A while back, I noticed a few spambots liked to make the rounds of all the FTP servers in our area, mindlessly trying to connect as ADMINISTRATOR with a few dozen passwords. I’d just chuckle and murmur, “Good luck with that,” seeing as the FTP server at work doesn’t even HAVE an account for administrator. (Well, yeah, it’s got an administrator account, but not named “Administrator,” and with a sufficiently byzantine password that a dictionary attack isn’t going to help.)
After a while, the bot would give up and go back to rattling the doorknobs down the street. I use a homebrew FTP server I coded myself using an ActiveX control to provide FTP, SFTP and FTPS functionality, and I impishly added a “hack counter” to keep a running total of how many such attempts had been made.
About a month ago the FTP server started mysteriously falling over dead on a daily basis, so I took a peek into the logs, and found some crazy Chinese botnet was crawling all over it, trying more sophisticated attacks, some of which were running afoul of some weaknesses in my code.
That didn’t take long to fix, but a look at the logs informed me that my strategy of benign indifference wasn’t going to cut it anymore.
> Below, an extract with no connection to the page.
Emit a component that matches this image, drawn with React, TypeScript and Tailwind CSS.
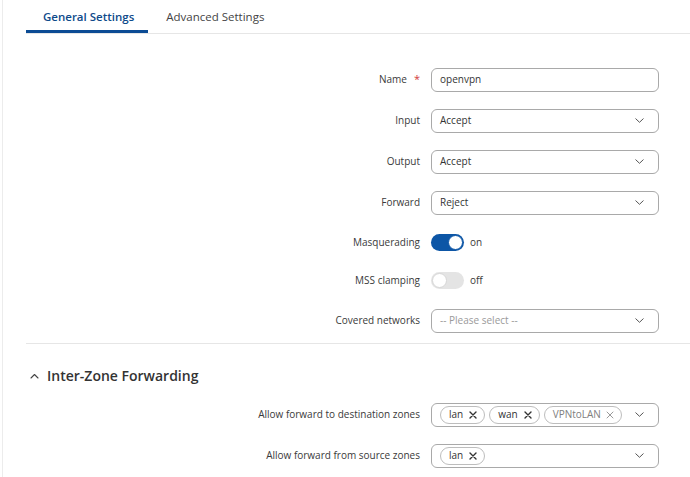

They weren’t just trying the administrator account, they were trying all kinds of fairly reasonable-sounding usernames, too.
Well, that’s no good. That actually had a slight chance of working. And there were the devil’s own lot of them too, thousands a day trying to break in. So I decided I had to get more proactive.
I added some code to ban the IP of anyone who failed login more than ten times, with an instant ban for anyone trying to log in as WEBADMIN, ADMINISTRATOR, or ROOT.
So now I look in the logs and see things like this:
11/28/08 10:45:22 >> 22 ROOT 113.11.200.17 Disconnected 11/28/08 10:45:21 >> *** 113.11.200.17 BANNED *** 11/28/08 10:45:22 >> *** 113.11.200.17 BLOCKED ***
That “BLOCKED” is them getting bounced on their next attempt to connect. I found that merely preventing authentication from succeeding wasn’t good enough… the bots just stubbornly keep plugging away hoping to hit paydirt… because what is time to a bot?
So when they’re banned, there’s code in the CONNECT event to bounce them right away. They go to connect after their ban and all they get is a boot to the head.
Now I get maybe two or three attempts a day, and they usually get banned right away. The FTP server stays up, and I learned a valuable lesson.